6. The computing device according to claim 5, wherein the processor is adapted to execute the instruction based on the speculative operand when the check tag bits matches a second set of check tag bits, the second set of check tag bits provided to the specified physical register by the producer instruction.

7. The computing device according to claim 5, wherein:

the check tag bits are upper bits of the specified virtual register number; and

the physical index bits are lower bits of the specified virtual register number.

8. The computing device according to claim 6, wherein the processor is adapted to execute the instruction based on the architected operand when the check tag bits does not match the second set of check tag bits in the specified physical register.

9. The computing device according to claim 1, further comprising a register alias table that stores a plurality of logical register numbers indicating locations of logical registers in the logical register file, each of the logical register numbers being associated with a virtual register number in the plurality of virtual register numbers.

10. The computing device according to claim 1, further comprising:

register selection logic;

a physical register free vector containing a listing of free physical registers in the plurality of physical registers;

a virtual register free list that contains a listing of free virtual register numbers in the plurality of virtual register numbers;

wherein the register selection logic is adapted to poll the physical register free vector to find free physical registers and associate any of the free physical registers with any of the free virtual numbers to create virtual-physical pairs.

11. The computing device according to claim 10, further comprising a virtual-physical pair free list that stores the virtual-physical pairs.

12. The computing device according to claim 10, further comprising:

a second specified physical register; and

a second specified virtual register number;

wherein the second specified virtual register number maps to the second specified physical register file; and

wherein the processor is adapted to store output data in the second specified physical register file.

13. The computing device according to claim 1, wherein at least one of the plurality of virtual register numbers contains excess bits that specify additional information.

14. The computing device according to claim 13, wherein the excess bits contains information relating to at least producer and consumer relationships or branch information.

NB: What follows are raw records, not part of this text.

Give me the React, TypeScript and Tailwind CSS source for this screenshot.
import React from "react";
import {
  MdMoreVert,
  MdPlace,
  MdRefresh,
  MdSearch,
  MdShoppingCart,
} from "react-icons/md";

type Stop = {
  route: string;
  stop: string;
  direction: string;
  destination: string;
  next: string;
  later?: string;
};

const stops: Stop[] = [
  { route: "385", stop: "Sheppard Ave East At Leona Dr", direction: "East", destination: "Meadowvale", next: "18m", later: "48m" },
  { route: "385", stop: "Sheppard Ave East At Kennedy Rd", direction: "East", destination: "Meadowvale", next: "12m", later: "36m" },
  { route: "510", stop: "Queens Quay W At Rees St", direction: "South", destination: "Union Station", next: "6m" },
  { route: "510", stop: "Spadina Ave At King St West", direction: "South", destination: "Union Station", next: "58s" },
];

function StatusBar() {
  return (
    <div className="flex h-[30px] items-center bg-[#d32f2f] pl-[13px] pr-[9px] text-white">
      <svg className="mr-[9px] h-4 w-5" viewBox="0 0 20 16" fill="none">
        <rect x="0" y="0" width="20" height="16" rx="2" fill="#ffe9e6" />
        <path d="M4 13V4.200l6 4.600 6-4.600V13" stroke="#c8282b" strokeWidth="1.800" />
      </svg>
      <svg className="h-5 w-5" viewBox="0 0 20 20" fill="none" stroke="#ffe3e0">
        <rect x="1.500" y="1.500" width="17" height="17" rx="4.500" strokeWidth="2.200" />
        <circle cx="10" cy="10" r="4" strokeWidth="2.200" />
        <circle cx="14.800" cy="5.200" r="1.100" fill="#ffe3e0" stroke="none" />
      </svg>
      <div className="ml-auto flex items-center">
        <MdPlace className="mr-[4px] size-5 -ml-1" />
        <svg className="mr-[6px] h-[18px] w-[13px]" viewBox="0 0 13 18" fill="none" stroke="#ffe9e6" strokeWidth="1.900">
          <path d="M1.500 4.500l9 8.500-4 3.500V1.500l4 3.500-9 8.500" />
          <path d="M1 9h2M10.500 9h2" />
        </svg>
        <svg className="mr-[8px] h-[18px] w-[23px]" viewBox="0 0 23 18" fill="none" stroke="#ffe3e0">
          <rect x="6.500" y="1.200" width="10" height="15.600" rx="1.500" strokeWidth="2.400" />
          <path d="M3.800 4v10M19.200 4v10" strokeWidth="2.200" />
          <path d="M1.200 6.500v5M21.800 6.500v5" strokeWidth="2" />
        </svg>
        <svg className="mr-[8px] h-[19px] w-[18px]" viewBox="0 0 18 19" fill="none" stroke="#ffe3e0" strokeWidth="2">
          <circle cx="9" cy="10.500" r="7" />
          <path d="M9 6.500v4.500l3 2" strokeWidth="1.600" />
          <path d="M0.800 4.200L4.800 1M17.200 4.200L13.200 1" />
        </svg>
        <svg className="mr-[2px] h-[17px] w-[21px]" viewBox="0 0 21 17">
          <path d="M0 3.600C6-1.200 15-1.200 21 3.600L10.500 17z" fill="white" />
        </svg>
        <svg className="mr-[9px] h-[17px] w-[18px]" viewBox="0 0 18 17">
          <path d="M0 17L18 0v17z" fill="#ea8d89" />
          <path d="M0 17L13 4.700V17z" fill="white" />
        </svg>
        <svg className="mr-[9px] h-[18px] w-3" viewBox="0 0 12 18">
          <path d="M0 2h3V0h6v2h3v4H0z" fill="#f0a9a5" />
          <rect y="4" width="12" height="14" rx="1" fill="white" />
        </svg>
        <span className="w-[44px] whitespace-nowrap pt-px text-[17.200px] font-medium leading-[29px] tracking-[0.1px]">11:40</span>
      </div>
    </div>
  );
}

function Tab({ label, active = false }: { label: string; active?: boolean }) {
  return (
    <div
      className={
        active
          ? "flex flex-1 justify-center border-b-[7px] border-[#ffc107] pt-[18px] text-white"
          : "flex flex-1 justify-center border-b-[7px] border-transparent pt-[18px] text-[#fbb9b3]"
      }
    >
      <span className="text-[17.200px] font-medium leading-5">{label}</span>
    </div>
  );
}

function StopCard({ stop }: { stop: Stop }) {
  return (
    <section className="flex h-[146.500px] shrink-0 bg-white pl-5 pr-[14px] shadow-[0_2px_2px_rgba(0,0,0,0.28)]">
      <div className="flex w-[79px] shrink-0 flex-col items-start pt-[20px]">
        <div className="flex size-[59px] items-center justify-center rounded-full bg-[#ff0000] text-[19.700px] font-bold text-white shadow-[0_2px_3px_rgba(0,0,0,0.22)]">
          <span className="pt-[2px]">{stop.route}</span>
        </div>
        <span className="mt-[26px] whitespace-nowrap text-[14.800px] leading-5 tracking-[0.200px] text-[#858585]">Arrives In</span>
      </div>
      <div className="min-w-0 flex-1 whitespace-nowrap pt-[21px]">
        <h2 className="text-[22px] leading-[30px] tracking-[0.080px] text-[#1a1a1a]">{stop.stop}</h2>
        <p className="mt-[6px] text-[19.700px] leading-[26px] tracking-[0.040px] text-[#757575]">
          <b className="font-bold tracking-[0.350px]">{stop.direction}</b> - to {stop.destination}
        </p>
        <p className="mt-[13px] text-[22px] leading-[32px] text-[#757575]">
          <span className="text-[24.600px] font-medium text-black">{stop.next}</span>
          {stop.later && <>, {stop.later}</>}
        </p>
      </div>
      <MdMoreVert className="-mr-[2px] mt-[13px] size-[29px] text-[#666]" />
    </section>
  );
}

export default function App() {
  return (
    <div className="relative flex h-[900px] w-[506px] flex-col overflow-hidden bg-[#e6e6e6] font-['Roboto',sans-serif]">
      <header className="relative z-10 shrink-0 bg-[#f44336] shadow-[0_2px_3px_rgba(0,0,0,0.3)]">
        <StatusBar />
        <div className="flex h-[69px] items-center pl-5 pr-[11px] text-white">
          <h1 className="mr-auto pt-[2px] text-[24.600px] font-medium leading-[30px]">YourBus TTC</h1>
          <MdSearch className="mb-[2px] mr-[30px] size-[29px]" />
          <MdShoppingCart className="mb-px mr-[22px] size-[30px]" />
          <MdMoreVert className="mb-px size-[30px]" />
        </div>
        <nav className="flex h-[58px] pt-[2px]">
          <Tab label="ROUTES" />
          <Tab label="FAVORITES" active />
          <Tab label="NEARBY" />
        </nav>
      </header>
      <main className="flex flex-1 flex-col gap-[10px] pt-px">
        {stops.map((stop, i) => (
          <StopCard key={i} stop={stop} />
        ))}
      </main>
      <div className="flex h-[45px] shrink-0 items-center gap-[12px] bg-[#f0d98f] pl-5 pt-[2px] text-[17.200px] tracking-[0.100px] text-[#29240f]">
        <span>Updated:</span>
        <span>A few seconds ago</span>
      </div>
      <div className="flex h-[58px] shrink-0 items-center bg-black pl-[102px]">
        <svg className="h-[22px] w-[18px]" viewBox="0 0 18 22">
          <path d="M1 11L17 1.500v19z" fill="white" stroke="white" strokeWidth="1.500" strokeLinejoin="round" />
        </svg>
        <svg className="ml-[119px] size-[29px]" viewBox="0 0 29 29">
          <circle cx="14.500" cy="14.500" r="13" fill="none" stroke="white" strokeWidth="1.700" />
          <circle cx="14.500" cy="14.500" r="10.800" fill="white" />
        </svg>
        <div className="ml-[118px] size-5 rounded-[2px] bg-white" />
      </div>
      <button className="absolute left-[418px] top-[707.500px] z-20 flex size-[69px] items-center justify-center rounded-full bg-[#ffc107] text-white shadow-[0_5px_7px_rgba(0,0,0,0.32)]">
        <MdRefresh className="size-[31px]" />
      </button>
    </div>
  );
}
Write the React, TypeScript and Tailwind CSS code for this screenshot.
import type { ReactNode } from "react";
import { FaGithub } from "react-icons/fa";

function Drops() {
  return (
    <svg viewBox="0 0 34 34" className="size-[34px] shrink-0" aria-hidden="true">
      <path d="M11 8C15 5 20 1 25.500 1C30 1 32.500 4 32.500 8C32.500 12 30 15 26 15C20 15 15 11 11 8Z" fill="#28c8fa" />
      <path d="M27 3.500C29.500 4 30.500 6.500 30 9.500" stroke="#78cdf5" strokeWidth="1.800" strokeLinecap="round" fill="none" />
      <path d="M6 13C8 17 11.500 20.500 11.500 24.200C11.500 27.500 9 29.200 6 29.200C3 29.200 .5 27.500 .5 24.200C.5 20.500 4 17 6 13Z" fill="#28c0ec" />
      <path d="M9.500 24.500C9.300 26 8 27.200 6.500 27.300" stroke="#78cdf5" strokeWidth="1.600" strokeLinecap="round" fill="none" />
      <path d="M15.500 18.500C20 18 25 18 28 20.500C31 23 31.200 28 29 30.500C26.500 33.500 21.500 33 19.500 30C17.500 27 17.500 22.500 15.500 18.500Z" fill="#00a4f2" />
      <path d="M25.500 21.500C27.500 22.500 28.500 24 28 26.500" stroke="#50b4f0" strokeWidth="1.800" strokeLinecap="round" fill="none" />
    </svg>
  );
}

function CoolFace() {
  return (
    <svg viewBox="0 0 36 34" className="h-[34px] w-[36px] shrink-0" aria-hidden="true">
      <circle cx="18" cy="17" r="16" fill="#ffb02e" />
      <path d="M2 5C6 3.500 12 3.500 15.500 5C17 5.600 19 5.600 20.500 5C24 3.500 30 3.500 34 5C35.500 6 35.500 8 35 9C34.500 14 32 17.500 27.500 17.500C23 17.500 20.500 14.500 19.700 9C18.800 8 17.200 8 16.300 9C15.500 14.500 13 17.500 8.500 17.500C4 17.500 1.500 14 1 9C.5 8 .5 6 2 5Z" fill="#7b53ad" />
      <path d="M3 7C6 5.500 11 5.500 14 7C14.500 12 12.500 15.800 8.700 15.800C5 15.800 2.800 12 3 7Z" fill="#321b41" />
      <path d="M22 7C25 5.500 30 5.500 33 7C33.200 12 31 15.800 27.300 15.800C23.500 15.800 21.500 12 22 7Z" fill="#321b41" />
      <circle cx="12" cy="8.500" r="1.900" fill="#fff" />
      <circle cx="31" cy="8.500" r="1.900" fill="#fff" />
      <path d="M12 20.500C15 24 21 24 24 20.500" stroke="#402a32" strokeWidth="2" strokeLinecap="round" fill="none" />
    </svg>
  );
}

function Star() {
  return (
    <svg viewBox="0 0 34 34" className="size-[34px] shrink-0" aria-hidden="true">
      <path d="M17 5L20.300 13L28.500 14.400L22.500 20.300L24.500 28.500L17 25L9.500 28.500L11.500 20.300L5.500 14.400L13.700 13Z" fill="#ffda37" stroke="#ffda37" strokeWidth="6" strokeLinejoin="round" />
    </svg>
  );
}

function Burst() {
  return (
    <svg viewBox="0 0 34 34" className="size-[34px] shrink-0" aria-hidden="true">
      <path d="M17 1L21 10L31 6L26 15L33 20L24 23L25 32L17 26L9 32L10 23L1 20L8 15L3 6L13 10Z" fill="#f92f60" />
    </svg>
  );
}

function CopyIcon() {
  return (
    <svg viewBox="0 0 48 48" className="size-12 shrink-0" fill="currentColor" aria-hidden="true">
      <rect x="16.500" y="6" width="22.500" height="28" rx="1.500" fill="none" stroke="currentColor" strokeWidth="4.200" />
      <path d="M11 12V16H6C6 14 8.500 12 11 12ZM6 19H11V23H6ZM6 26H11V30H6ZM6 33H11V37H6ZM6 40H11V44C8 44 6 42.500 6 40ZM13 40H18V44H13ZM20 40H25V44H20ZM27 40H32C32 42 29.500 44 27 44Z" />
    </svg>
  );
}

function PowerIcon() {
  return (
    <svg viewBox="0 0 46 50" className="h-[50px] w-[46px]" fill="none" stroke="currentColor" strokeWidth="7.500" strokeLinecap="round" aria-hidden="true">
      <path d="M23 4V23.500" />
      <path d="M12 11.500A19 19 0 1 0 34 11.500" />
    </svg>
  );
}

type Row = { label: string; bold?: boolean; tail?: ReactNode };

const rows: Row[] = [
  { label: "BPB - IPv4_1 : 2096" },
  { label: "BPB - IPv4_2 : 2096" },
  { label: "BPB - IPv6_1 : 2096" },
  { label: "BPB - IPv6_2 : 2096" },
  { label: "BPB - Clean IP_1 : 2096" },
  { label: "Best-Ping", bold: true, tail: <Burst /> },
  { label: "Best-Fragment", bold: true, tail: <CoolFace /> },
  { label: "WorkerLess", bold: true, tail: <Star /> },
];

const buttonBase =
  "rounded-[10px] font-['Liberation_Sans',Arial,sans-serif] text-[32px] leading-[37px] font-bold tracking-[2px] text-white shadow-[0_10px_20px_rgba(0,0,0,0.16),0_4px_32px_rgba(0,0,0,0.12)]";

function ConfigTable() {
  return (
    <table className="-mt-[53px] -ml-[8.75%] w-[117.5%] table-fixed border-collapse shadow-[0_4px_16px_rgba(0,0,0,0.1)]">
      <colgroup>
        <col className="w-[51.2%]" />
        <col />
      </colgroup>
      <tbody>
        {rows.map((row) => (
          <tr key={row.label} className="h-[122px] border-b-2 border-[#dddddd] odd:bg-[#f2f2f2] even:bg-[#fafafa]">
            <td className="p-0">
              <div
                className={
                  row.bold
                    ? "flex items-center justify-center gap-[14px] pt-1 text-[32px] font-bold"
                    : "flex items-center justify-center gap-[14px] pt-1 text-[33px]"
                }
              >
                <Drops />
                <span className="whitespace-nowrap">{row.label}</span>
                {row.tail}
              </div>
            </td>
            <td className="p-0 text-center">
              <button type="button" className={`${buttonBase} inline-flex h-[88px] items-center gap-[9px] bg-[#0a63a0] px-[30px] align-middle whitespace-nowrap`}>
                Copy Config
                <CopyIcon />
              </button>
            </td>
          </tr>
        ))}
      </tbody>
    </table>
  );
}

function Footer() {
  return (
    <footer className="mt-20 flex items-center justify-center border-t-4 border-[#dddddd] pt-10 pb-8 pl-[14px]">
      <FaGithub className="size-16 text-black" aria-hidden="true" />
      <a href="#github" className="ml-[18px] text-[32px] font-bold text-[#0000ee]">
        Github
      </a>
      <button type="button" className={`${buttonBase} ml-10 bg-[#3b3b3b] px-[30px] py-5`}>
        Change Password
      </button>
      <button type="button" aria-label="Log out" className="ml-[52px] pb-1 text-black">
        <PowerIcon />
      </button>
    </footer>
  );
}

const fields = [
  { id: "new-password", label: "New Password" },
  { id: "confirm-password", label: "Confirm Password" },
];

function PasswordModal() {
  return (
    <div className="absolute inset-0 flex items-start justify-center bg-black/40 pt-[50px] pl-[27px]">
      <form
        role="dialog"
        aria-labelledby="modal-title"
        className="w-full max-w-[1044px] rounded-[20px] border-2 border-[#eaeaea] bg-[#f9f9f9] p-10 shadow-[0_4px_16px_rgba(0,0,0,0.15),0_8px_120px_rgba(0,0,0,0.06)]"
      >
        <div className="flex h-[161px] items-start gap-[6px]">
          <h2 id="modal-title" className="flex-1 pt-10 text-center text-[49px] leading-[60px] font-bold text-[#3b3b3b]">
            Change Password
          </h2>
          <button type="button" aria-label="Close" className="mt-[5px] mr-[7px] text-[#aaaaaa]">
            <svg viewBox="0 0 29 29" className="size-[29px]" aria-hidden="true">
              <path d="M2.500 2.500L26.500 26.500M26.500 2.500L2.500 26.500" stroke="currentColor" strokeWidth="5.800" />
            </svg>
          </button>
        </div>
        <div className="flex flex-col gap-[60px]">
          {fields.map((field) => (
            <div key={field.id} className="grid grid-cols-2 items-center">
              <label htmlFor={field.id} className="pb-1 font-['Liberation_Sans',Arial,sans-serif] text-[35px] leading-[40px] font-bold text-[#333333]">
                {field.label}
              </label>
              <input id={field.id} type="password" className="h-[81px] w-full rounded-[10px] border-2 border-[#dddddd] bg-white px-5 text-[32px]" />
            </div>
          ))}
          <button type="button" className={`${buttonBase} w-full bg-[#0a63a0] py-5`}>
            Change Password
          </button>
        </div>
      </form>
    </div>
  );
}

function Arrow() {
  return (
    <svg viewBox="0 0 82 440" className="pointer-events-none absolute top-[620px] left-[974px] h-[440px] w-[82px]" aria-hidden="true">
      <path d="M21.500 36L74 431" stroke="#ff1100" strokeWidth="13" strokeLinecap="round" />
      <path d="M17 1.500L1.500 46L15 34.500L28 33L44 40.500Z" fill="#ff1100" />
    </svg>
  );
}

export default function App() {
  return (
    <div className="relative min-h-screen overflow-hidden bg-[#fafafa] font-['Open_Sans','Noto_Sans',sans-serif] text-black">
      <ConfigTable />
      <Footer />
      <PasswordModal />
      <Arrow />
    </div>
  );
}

15. A method for executing an instruction by a processor comprising the steps of:

providing a logical register file having at least one specified logical register for storing an architected operand;

providing a physical register file having at least one specified physical register for storing a speculative operand;

providing a plurality of virtual register numbers, one of the plurality of virtual register numbers being a specified virtual register number, a number of the plurality of virtual register numbers being greater than the number of logical registers in the logical register file plus a number of physical registers in the physical register file, the specified physical register is directly indexed to the specified logical register;

providing a register alias table that associates a logical register number for the specified logical register with the specified virtual register number;

renaming the architected operand based on the specified virtual register number;

comparing a set of bits of the specified virtual register number with a virtual register number broadcasted from a producer instruction in order to determine whether an operand produced by the producer instruction is an operand needed to execute the instruction;

comparing check tag bits of the specified virtual register number with a speculative operand check tag to determine whether the producer instruction is a correct producer instruction or an incorrect producer instruction;

executing the instruction based on the speculative operand if the comparing check tag bits step indicates that the producer instruction is the correct producer instruction;

executing the instruction based on the architected operand if the comparing check tag bits indicates that the producer instruction is the incorrect producer instruction; and

storing data generated by executing the instruction at a destination physical register.

16. The method for executing an instruction according to claim 15, further comprising the step of selecting the destination physical register from a virtual number free list before the storing data step.

17. The method for executing an instruction according to claim 16, further comprising the steps of:

querying the physical register free vector to identify free physical registers in the physical register file, each physical register of the physical register file having a respective entry of said physical register free vector that indicates whether the register is free or busy;

searching a virtual number free list to identify free virtual numbers of the plurality of virtual register numbers;

associating at least one free physical register with a free virtual number;

listing the free physical register and the free virtual number on a virtual-physical pair free list, wherein the destination physical register is the free physical register.

18. The method for executing an instruction according to claim 15, further comprising the step of:

dispatching the instruction and the specified virtual register number to a waiting station after the renaming step.

19. The method for executing an instruction according to claim 18, wherein the step of executing the instruction based on the speculative operand further comprises:

directly indexing the specified physical register with the specified virtual number;

retrieving the speculative operand from the specified physical register; and

executing the instruction based on the speculative operand retrieved from the specified physical register.

20. The method for executing an instruction according to claim 18, further comprising the steps of:

dispatching a logical register number of the specified logical register to the waiting station with the instruction;

pulling the architected operand from the specified logical register by indexing the logical register number to the specified logical register for performing the step of executing the instruction based on the architected operand.

21. The method for executing an instruction according to claim 15, further comprising the step of maintaining the data in the destination physical register until the data is overwritten by a producer instruction, the data being overwritten by the producer instruction after the data is committed to an architected state.

22. A computing device comprising:

a logical register file means for storing an architected state of an architected operand;

a physical register file means for storing a speculative state of a speculative operand;

a virtual register number means for mapping the logical register means to the physical register means; and

a processor means for performing out-of-order processing of an instruction set based on the architected operand or the speculative operand.